After seeing all their progress Rockson was more than happy to retire to the Indian chief’s study and discuss their relative philosophies while the rest of the team looked around, led by eager Indian maidens, who expertly elucidated the many sights for them.
After inquiring about how Rockson’s trip had been so far, and Rockson saying “Not too bad” laconically, the subject got heady. As usual among men of learning, the discussion turned to the Great Nuclear War. And the usual Monday-morning quarterbacking got more intense than usual. The Indian chief insisted that if the Indians had run the world, the war would never have happened.
“Please explain that,” Rockson asked.
Smokestone had put on a softer loose shirt and lit up a pipe with a pungent tobacco. He offered Rockson some—there were many pipes—and Rockson accepted one. He puffed away too. They could, Rockson mused, be sitting in an ancient English mens’ club lined with books, and not in the middle of a primitive cliff dwelling in Arizona. Smokestone, between puffs of the stuff which tasted better than it smelled to Rockson, went on with his remarks.
“When the Indian nations owned America, they respected nature, worked with it. To us, to all the tribes, the earth was our mother. To dig up huge tracts of land with giant shovels was evil. Just as you cannot dig holes in your mother breasts with a knife—the Indian thought of the land as our mother. The land repaid us for our respect, and fed us, and the cycle of life was complete.

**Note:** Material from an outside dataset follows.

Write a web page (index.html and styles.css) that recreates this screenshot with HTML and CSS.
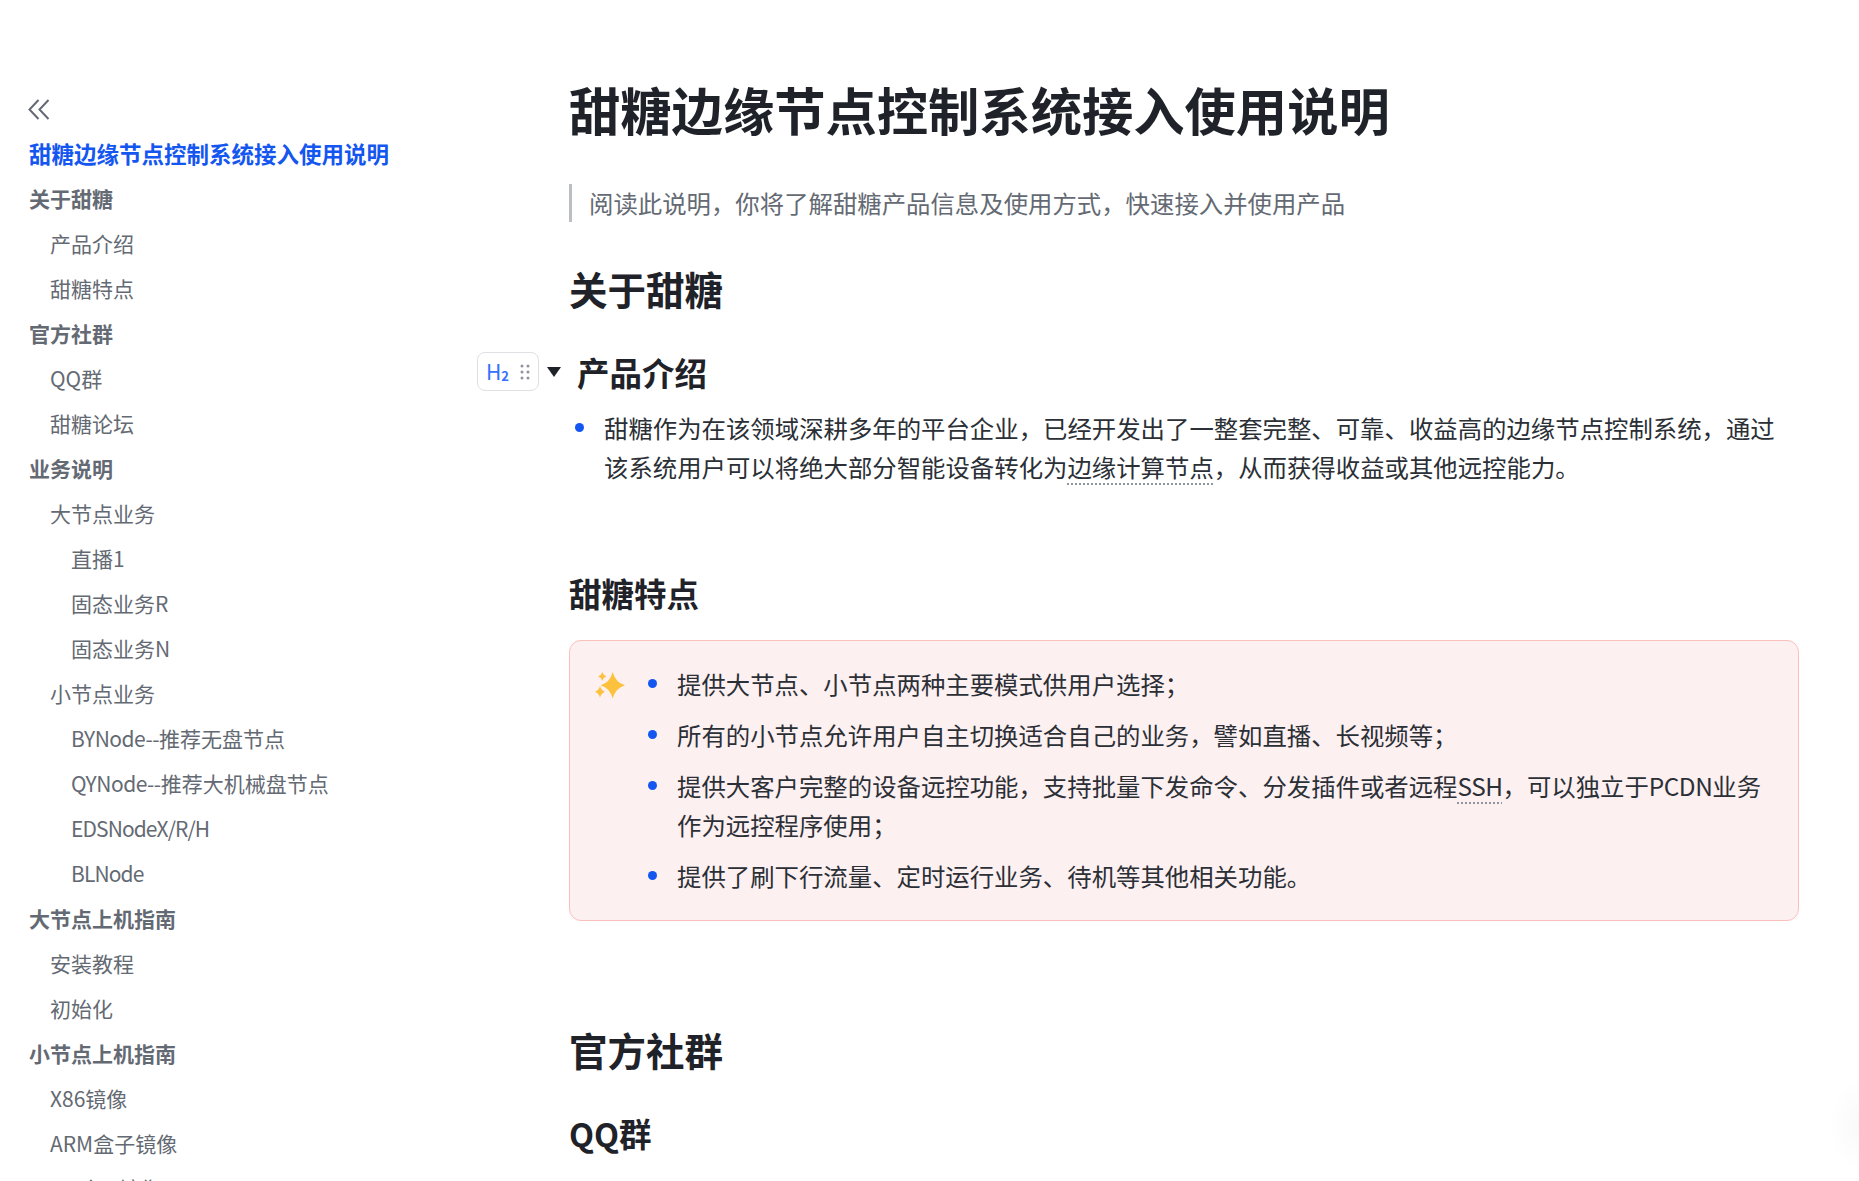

“Neither did the the Indians—the native Americans—consider the land dividable. We couldn’t own the land, instead it owned us. Our way was—and is—to walk with the beauty, to know that the spirit of land and sky and man are one whole. The white man lost that identification to the earth. They took away the soil, dug it up and refined it, made it into uranium, and then into thermonuclear bombs. To destroy themselves, and us, and the land and the air and water, in all the ten directions.